C. The Search of the Vehicle and
Arizona v. Gant
Defendant's final argument is that the search of the vehicle violated the United States Supreme Court's holding in Arizona v. Gant
The Government argues that, under Gant, the officers could conduct the search as long as they reasonably believed they would find evidence of the crime for which the Defendant was arrested. (Doc. 28-1 at p. 4). The Government further argues that, regardless of Gant, the officer's had independent justification to search the vehicle. (Id.).
Gant limited the right of police officers to search vehicles incident to the arrests of occupants, and carved out an exception when the officers reasonably believe the search will yield additional evidence. 556 U.S. at 335, 343 (2009). The Court, however, finds that the reliance on Gant is a red herring, because the officers had independent justification, separate from a search incident to arrest, to justify the search of the vehicle. If officers possess probable cause to justify the search of a vehicle, then the search of the vehicle is permissible, and the Court does not even reach the issues presented in Gant. See United States v. Hooker, 416 F. App'x 467, 472 n. 3 (5th Cir. 2011) (recognizing that Gant was inapplicable to a car search conducted after an arrest, because the officers had probable cause to suspect they would find contraband in the vehicle).

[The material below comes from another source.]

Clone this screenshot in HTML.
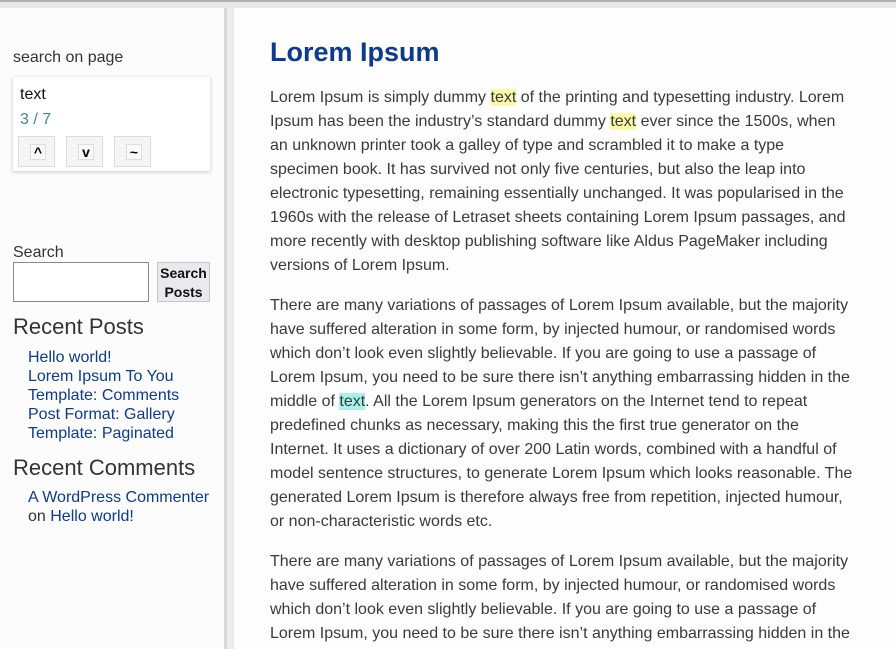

In this case the officers had independent probable cause to justify the search because they actually witnessed the Defendant place a handgun into the vehicle. (Doc. 31, Hr'g Tr. at p. 12:4-10). Moreover, it seems apparent that the manner in which the Defendant placed the handgun in the vehicle suggested an attempt to hide the gun from the officers. (See id.). Taking these facts together, the Court concludes that the officers had independent probable cause to justify the search. Accordingly, Defendant's Motion must be denied.